To obtain the response of the nonlinear system for any input, Jacobian linearization procedure can be applied. According to procedure, we have to change the state variables by using values of equilibrium points. \begin{align} \delta x(t)&=x(t)-x_0\\ \delta y(t)&=y(t)-y_0\\ \delta u(t)&=u(t)-u_0\\ \end{align}
According to MATLAB documentation, $y_0$ is the value of $y$ at the operating point and $x_0$ is the state vector at the operating point. In here i have a question. What is the value of the $u_0$?
My purpose is only simulate the nonlinear model, there is no controller in here. In my opinion, i should assume an acceptable $u_0$ according to system input. For example, if $u$ is a unit step function, what may be the value of $u_0$ for succesful simulation?

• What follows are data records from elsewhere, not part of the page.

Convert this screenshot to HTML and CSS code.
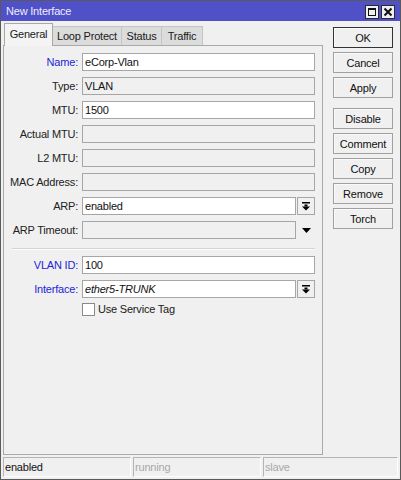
FILE: index.html
```html
<!DOCTYPE html>
<html>
<head>
<meta charset="utf-8">
<link rel="stylesheet" href="styles.css">
</head>
<body>
<div class="window">
  <div class="titlebar">
    <span class="title">New Interface</span>
    <div class="tb-btns">
      <span class="tb-btn"><svg width="10" height="10" viewBox="0 0 10 10"><rect x="1.5" y="1.5" width="7" height="7" fill="none" stroke="#111" stroke-width="1"/><rect x="1" y="1" width="8" height="2" fill="#111"/></svg></span>
      <span class="tb-btn"><svg width="10" height="10" viewBox="0 0 10 10"><path d="M1.5 1.5 L8.5 8.5 M8.5 1.5 L1.5 8.5" stroke="#111" stroke-width="2" fill="none"/></svg></span>
    </div>
  </div>
  <div class="main">
    <div class="left">
      <div class="tabs">
        <span class="tab tab-active tab-general">General</span>
        <span class="tab tab-loop">Loop Protect</span>
        <span class="tab tab-status">Status</span>
        <span class="tab tab-traffic">Traffic</span>
      </div>
      <div class="panel">
        <div class="row"><label class="lbl lbl-blue">Name:</label><div class="field">eCorp-Vlan</div></div>
        <div class="row"><label class="lbl">Type:</label><div class="field field-ro">VLAN</div></div>
        <div class="row"><label class="lbl">MTU:</label><div class="field">1500</div></div>
        <div class="row"><label class="lbl">Actual MTU:</label><div class="field field-ro"></div></div>
        <div class="row"><label class="lbl">L2 MTU:</label><div class="field field-ro"></div></div>
        <div class="row"><label class="lbl">MAC Address:</label><div class="field field-ro"></div></div>
        <div class="row"><label class="lbl">ARP:</label>
          <div class="combo"><div class="field">enabled</div><span class="dd-btn"><svg width="8" height="9" viewBox="0 0 8 9"><rect x="0" y="0" width="8" height="1.5" fill="#000"/><rect x="2.5" y="2.5" width="3" height="2" fill="#000"/><polygon points="0,4.5 8,4.5 4,8.5" fill="#000"/></svg></span></div>
        </div>
        <div class="row"><label class="lbl">ARP Timeout:</label>
          <div class="combo"><div class="field field-ro"></div><span class="dd-arrow"><svg width="9" height="5" viewBox="0 0 9 5"><polygon points="0,0 9,0 4.5,5" fill="#000"/></svg></span></div>
        </div>
        <div class="sep"></div>
        <div class="row"><label class="lbl lbl-blue">VLAN ID:</label><div class="field">100</div></div>
        <div class="row"><label class="lbl lbl-blue">Interface:</label>
          <div class="combo"><div class="field field-italic">ether5-TRUNK</div><span class="dd-btn"><svg width="8" height="9" viewBox="0 0 8 9"><rect x="0" y="0" width="8" height="1.5" fill="#000"/><rect x="2.5" y="2.5" width="3" height="2" fill="#000"/><polygon points="0,4.5 8,4.5 4,8.5" fill="#000"/></svg></span></div>
        </div>
        <div class="row row-check"><span></span><div class="check"><span class="box"></span><span class="check-text">Use Service Tag</span></div></div>
      </div>
    </div>
    <div class="buttons">
      <span class="btn btn-default">OK</span>
      <span class="btn">Cancel</span>
      <span class="btn">Apply</span>
      <span class="btn btn-gap">Disable</span>
      <span class="btn">Comment</span>
      <span class="btn">Copy</span>
      <span class="btn">Remove</span>
      <span class="btn">Torch</span>
    </div>
  </div>
  <div class="statusbar">
    <span class="cell">enabled</span>
    <span class="cell cell-dim">running</span>
    <span class="cell cell-dim">slave</span>
  </div>
</div>
</body>
</html>
```

FILE: styles.css
```css
* { box-sizing: border-box; }
html, body { margin: 0; padding: 0; background: #f0f0f0; }
body {
  font-family: "Liberation Sans", Arial, sans-serif;
  font-size: 11px;
  letter-spacing: -0.2px;
  color: #1a1a1a;
}
.window {
  width: 401px;
  height: 480px;
  border: 1px solid #5a5a5a;
  background: #f0f0f0;
  display: flex;
  flex-direction: column;
}
.titlebar {
  height: 20px;
  background: #5050c8;
  display: flex;
  align-items: center;
  justify-content: space-between;
  padding: 0 5px 0 5px;
}
.title { color: #eeeefa; font-size: 11px; line-height: 20px; }
.tb-btns { display: flex; gap: 2px; margin-top: 2px; }
.tb-btn {
  width: 14px; height: 14px;
  background: #f0f0f0;
  border: 1px solid #2a2a2a;
  display: flex; align-items: center; justify-content: center;
}
.main {
  height: 435px;
  display: flex;
  gap: 10px;
  padding-left: 2px;
}
.left { width: 320px; display: flex; flex-direction: column; padding-top: 2px; }
.tabs { display: flex; height: 22px; align-items: flex-end; padding-left: 1px; position: relative; z-index: 1; }
.tab {
  height: 19px;
  background: #dcdcdc;
  border: 1px solid #c4c4c4;
  border-bottom: none;
  display: flex; align-items: center; justify-content: center;
  line-height: 18px;
}
.tab-active {
  height: 23px;
  margin-bottom: -1px;
  background: #f4f4f4;
  border-color: #a8a8a8;
  padding-bottom: 2px;
}
.tab-general { width: 49px; }
.tab-loop { width: 69px; border-left: none; }
.tab-status { width: 40px; border-left: none; }
.tab-traffic { width: 41px; border-left: none; }
.panel {
  height: 410px;
  border: 1px solid #aaaaaa;
  padding: 7px 7px 0 0;
  display: flex;
  flex-direction: column;
  gap: 6px;
}
.row {
  display: grid;
  grid-template-columns: 74px 1fr;
  column-gap: 4px;
  align-items: center;
  height: 18px;
}
.lbl { text-align: right; color: #222; white-space: nowrap; }
.lbl-blue { color: #2424d8; }
.field {
  height: 18px;
  background: #ffffff;
  border: 1px solid #a6a6a6;
  padding-left: 2px;
  line-height: 16px;
  color: #111;
  white-space: nowrap;
  flex: 1;
}
.field-ro { background: #f0f0f0; }
.field-italic { font-style: italic; }
.combo { display: flex; gap: 1px; height: 18px; }
.dd-btn {
  width: 18px; height: 18px;
  border: 1px solid #a6a6a6;
  background: #f0f0f0;
  display: flex; align-items: center; justify-content: center;
  flex: none;
}
.dd-arrow {
  width: 18px; height: 18px; flex: none;
  display: flex; align-items: center; justify-content: center;
  padding-left: 1px;
}
.sep {
  height: 5px;
  margin-left: 8px;
  padding-top: 3px;
}
.sep::after {
  content: "";
  display: block;
  border-top: 1px solid #d4d4d4;
  border-bottom: 1px solid #fbfbfb;
}
.row-check { align-items: start; }
.check { display: flex; align-items: center; gap: 3px; height: 13px; margin-top: -1px; }
.check-text { line-height: 13px; }
.box { width: 13px; height: 13px; background: #fff; border: 1px solid #8a8a8a; }
.buttons {
  width: 60px;
  display: flex;
  flex-direction: column;
  gap: 4px;
  padding-top: 6px;
}
.btn {
  height: 21px;
  border: 1px solid #a0a0a0;
  background: #f0f0f0;
  box-shadow: inset 1px 1px 0 #fafafa;
  display: flex; align-items: center; justify-content: center;
  color: #111;
}
.btn-default { border-color: #333; }
.btn-gap { margin-top: 6px; }
.statusbar {
  height: 23px;
  padding: 1px 2px 2px 2px;
  display: grid;
  grid-template-columns: 128px 128px 1fr;
  column-gap: 2px;
}
.cell {
  height: 20px;
  border: 1px solid #b4b4b4;
  border-right-color: #fdfdfd;
  border-bottom-color: #fdfdfd;
  padding-left: 1px;
  line-height: 18px;
  color: #111;
}
.cell-dim { color: #a8a8a8; }
```
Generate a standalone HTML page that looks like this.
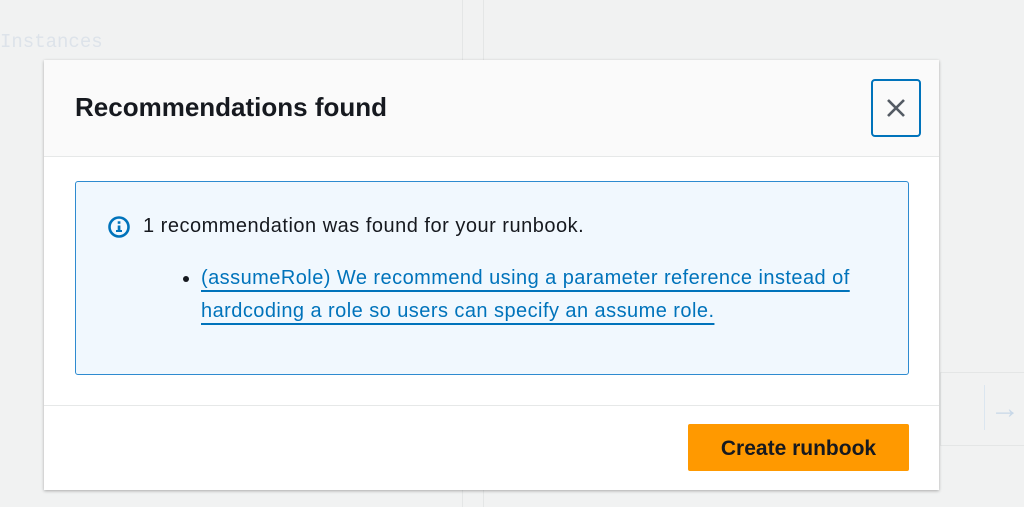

Note: I linearize my system around equilibrium points. There might be no equilibrium points or they may be unstable, i will investigate the details of them later.
Thanks,
The constant $u_0$ is the input signal value around which you perform linearization. Suppose that the nonlinear system is given by $$\dot{x}(t) = f(x(t),u(t)).$$ For the linearization around the equilibrium $(x_0, u_0)$ it holds $f(x_0,u_0)=0$. In other words, $u_0$ is such an input signal that makes the state $x_0$ an equilibrium of the autonomous system $\dot{x}(t)=f(x(t),u_0)$.
If $x_0$ is already an equilibrium, then $u_0=0$.